▶ _DATASET EXTRACT_:
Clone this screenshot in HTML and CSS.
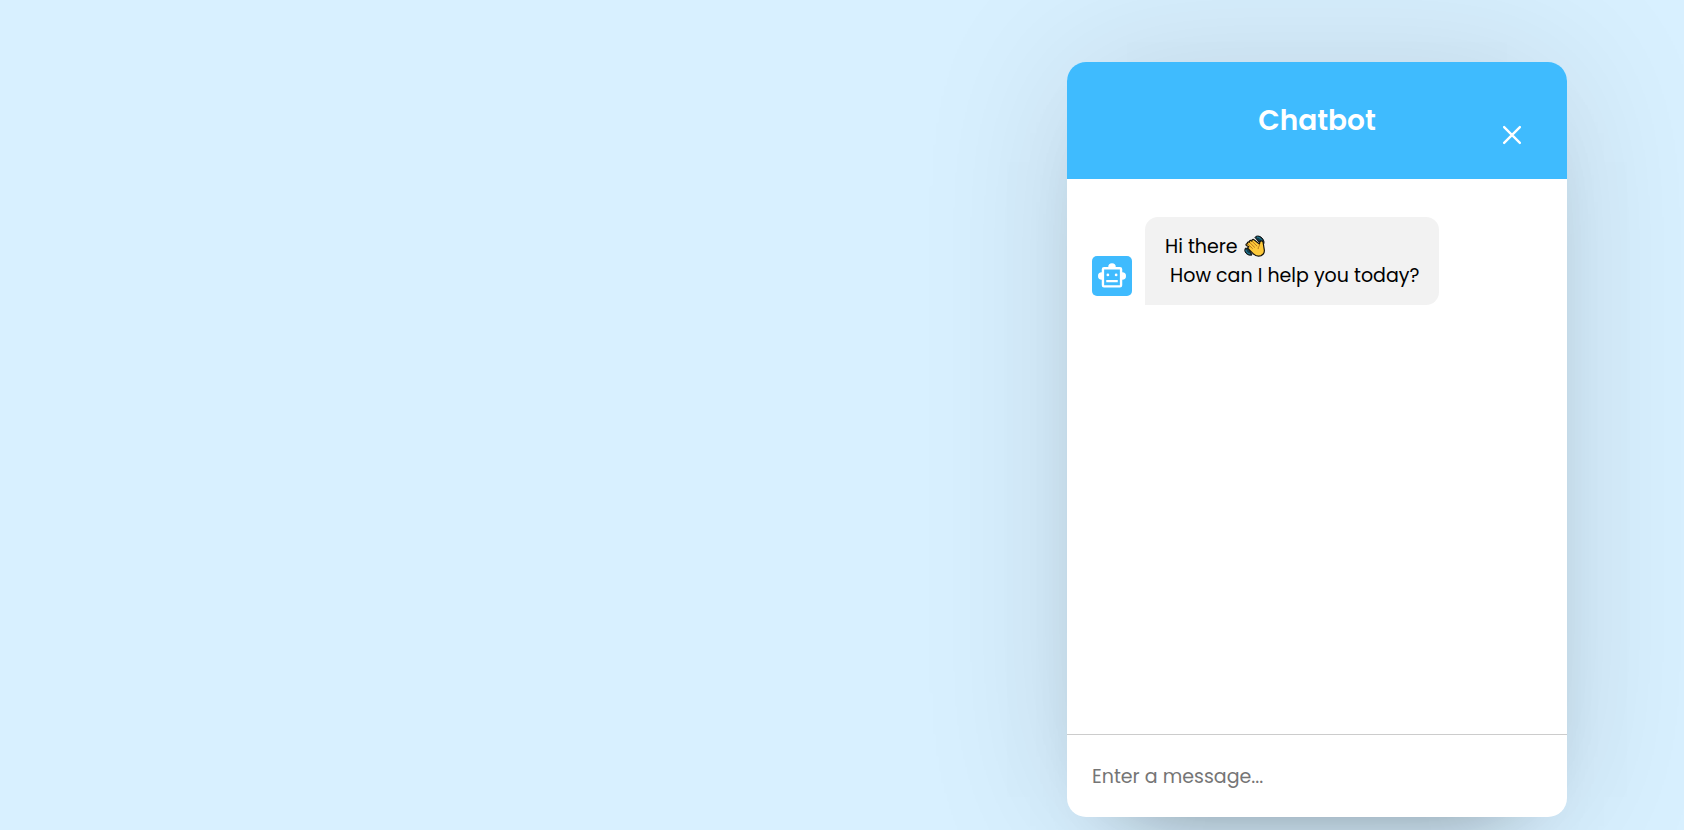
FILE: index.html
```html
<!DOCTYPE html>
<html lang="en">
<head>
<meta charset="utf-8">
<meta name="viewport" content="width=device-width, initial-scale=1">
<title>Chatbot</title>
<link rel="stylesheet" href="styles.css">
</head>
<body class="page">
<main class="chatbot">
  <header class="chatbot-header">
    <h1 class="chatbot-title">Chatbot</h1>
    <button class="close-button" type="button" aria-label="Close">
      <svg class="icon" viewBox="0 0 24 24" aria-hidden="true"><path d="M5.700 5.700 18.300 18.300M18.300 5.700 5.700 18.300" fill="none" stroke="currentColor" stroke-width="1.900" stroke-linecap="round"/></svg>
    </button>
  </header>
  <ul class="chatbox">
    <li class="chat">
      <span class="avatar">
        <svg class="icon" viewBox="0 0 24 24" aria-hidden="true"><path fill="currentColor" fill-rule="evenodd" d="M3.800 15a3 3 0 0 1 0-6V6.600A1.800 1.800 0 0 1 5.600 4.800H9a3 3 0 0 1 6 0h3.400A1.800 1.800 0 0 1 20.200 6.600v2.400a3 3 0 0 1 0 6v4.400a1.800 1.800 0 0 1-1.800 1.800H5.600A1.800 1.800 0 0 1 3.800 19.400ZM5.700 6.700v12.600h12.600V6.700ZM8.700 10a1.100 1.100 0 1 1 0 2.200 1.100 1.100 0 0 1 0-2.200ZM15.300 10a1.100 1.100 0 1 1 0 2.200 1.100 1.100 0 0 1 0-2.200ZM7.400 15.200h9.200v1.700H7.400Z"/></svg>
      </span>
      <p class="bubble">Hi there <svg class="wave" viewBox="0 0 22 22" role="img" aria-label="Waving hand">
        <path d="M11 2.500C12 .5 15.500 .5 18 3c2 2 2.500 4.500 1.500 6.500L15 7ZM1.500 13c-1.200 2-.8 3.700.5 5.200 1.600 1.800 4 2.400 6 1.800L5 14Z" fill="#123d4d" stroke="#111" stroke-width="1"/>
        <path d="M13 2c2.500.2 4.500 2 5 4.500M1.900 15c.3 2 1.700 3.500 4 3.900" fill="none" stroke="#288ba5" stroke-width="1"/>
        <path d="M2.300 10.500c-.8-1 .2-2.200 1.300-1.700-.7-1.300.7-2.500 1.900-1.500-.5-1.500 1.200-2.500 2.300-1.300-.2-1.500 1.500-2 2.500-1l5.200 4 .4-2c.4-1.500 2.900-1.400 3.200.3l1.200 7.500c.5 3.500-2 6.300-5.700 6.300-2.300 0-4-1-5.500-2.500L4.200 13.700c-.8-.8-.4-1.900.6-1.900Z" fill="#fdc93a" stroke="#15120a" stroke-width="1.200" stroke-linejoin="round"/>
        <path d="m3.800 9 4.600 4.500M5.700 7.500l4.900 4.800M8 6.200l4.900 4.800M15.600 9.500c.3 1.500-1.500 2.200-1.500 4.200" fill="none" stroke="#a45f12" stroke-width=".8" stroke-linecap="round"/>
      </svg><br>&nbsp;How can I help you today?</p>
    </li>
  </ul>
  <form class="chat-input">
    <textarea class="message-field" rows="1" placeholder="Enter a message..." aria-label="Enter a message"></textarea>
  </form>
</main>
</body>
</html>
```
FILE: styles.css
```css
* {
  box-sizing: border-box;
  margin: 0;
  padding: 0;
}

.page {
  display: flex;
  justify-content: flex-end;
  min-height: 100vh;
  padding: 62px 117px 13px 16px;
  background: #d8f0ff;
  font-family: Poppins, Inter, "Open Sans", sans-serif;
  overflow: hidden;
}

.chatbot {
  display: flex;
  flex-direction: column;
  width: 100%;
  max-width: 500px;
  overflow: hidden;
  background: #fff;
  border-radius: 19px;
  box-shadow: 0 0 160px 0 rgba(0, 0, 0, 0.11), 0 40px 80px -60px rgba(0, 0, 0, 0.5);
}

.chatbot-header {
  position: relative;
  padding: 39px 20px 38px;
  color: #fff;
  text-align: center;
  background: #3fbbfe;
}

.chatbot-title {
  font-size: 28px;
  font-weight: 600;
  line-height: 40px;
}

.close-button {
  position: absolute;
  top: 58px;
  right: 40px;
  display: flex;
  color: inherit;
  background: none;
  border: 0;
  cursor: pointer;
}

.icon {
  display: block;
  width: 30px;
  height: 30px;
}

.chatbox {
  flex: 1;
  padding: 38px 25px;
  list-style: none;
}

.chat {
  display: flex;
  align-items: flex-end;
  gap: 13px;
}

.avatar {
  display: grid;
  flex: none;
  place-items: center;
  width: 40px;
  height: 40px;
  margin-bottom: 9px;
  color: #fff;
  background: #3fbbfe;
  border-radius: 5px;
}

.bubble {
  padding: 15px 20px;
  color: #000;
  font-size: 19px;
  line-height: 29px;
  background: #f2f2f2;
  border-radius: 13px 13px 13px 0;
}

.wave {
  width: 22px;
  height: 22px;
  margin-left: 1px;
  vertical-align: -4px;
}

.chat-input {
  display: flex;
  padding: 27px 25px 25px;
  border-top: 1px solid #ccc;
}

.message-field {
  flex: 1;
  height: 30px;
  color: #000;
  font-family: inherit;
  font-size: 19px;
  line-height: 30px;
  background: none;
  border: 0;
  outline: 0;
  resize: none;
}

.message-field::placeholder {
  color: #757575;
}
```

▶ _WHAT YOU ARE ASKED TO DO_: Copy the material shown above in full and exactly. Skip the pictures.

▶ _RESPONSE TO THE EXERCISE_:
Clone this screenshot in HTML and CSS.
FILE: index.html
```html
<!DOCTYPE html>
<html lang="en">
<head>
<meta charset="utf-8">
<meta name="viewport" content="width=device-width, initial-scale=1">
<title>Chatbot</title>
<link rel="stylesheet" href="styles.css">
</head>
<body class="page">
<main class="chatbot">
  <header class="chatbot-header">
    <h1 class="chatbot-title">Chatbot</h1>
    <button class="close-button" type="button" aria-label="Close">
      <svg class="icon" viewBox="0 0 24 24" aria-hidden="true"><path d="M5.700 5.700 18.300 18.300M18.300 5.700 5.700 18.300" fill="none" stroke="currentColor" stroke-width="1.900" stroke-linecap="round"/></svg>
    </button>
  </header>
  <ul class="chatbox">
    <li class="chat">
      <span class="avatar">
        <svg class="icon" viewBox="0 0 24 24" aria-hidden="true"><path fill="currentColor" fill-rule="evenodd" d="M3.800 15a3 3 0 0 1 0-6V6.600A1.800 1.800 0 0 1 5.600 4.800H9a3 3 0 0 1 6 0h3.400A1.800 1.800 0 0 1 20.200 6.600v2.400a3 3 0 0 1 0 6v4.400a1.800 1.800 0 0 1-1.800 1.800H5.600A1.800 1.800 0 0 1 3.800 19.400ZM5.700 6.700v12.600h12.600V6.700ZM8.700 10a1.100 1.100 0 1 1 0 2.200 1.100 1.100 0 0 1 0-2.200ZM15.300 10a1.100 1.100 0 1 1 0 2.200 1.100 1.100 0 0 1 0-2.200ZM7.400 15.200h9.200v1.700H7.400Z"/></svg>
      </span>
      <p class="bubble">Hi there <svg class="wave" viewBox="0 0 22 22" role="img" aria-label="Waving hand">
        <path d="M11 2.500C12 .5 15.500 .5 18 3c2 2 2.500 4.500 1.500 6.500L15 7ZM1.500 13c-1.200 2-.8 3.700.5 5.200 1.600 1.800 4 2.400 6 1.800L5 14Z" fill="#123d4d" stroke="#111" stroke-width="1"/>
        <path d="M13 2c2.500.2 4.500 2 5 4.500M1.900 15c.3 2 1.700 3.500 4 3.900" fill="none" stroke="#288ba5" stroke-width="1"/>
        <path d="M2.300 10.500c-.8-1 .2-2.200 1.300-1.700-.7-1.300.7-2.500 1.900-1.500-.5-1.500 1.200-2.500 2.300-1.300-.2-1.500 1.500-2 2.500-1l5.200 4 .4-2c.4-1.500 2.900-1.400 3.200.3l1.200 7.500c.5 3.500-2 6.300-5.700 6.300-2.300 0-4-1-5.500-2.500L4.200 13.700c-.8-.8-.4-1.900.6-1.900Z" fill="#fdc93a" stroke="#15120a" stroke-width="1.200" stroke-linejoin="round"/>
        <path d="m3.800 9 4.600 4.500M5.700 7.500l4.900 4.800M8 6.200l4.900 4.800M15.600 9.500c.3 1.500-1.500 2.200-1.500 4.200" fill="none" stroke="#a45f12" stroke-width=".8" stroke-linecap="round"/>
      </svg><br>&nbsp;How can I help you today?</p>
    </li>
  </ul>
  <form class="chat-input">
    <textarea class="message-field" rows="1" placeholder="Enter a message..." aria-label="Enter a message"></textarea>
  </form>
</main>
</body>
</html>
```
FILE: styles.css
```css
* {
  box-sizing: border-box;
  margin: 0;
  padding: 0;
}

.page {
  display: flex;
  justify-content: flex-end;
  min-height: 100vh;
  padding: 62px 117px 13px 16px;
  background: #d8f0ff;
  font-family: Poppins, Inter, "Open Sans", sans-serif;
  overflow: hidden;
}

.chatbot {
  display: flex;
  flex-direction: column;
  width: 100%;
  max-width: 500px;
  overflow: hidden;
  background: #fff;
  border-radius: 19px;
  box-shadow: 0 0 160px 0 rgba(0, 0, 0, 0.11), 0 40px 80px -60px rgba(0, 0, 0, 0.5);
}

.chatbot-header {
  position: relative;
  padding: 39px 20px 38px;
  color: #fff;
  text-align: center;
  background: #3fbbfe;
}

.chatbot-title {
  font-size: 28px;
  font-weight: 600;
  line-height: 40px;
}

.close-button {
  position: absolute;
  top: 58px;
  right: 40px;
  display: flex;
  color: inherit;
  background: none;
  border: 0;
  cursor: pointer;
}

.icon {
  display: block;
  width: 30px;
  height: 30px;
}

.chatbox {
  flex: 1;
  padding: 38px 25px;
  list-style: none;
}

.chat {
  display: flex;
  align-items: flex-end;
  gap: 13px;
}

.avatar {
  display: grid;
  flex: none;
  place-items: center;
  width: 40px;
  height: 40px;
  margin-bottom: 9px;
  color: #fff;
  background: #3fbbfe;
  border-radius: 5px;
}

.bubble {
  padding: 15px 20px;
  color: #000;
  font-size: 19px;
  line-height: 29px;
  background: #f2f2f2;
  border-radius: 13px 13px 13px 0;
}

.wave {
  width: 22px;
  height: 22px;
  margin-left: 1px;
  vertical-align: -4px;
}

.chat-input {
  display: flex;
  padding: 27px 25px 25px;
  border-top: 1px solid #ccc;
}

.message-field {
  flex: 1;
  height: 30px;
  color: #000;
  font-family: inherit;
  font-size: 19px;
  line-height: 30px;
  background: none;
  border: 0;
  outline: 0;
  resize: none;
}

.message-field::placeholder {
  color: #757575;
}
```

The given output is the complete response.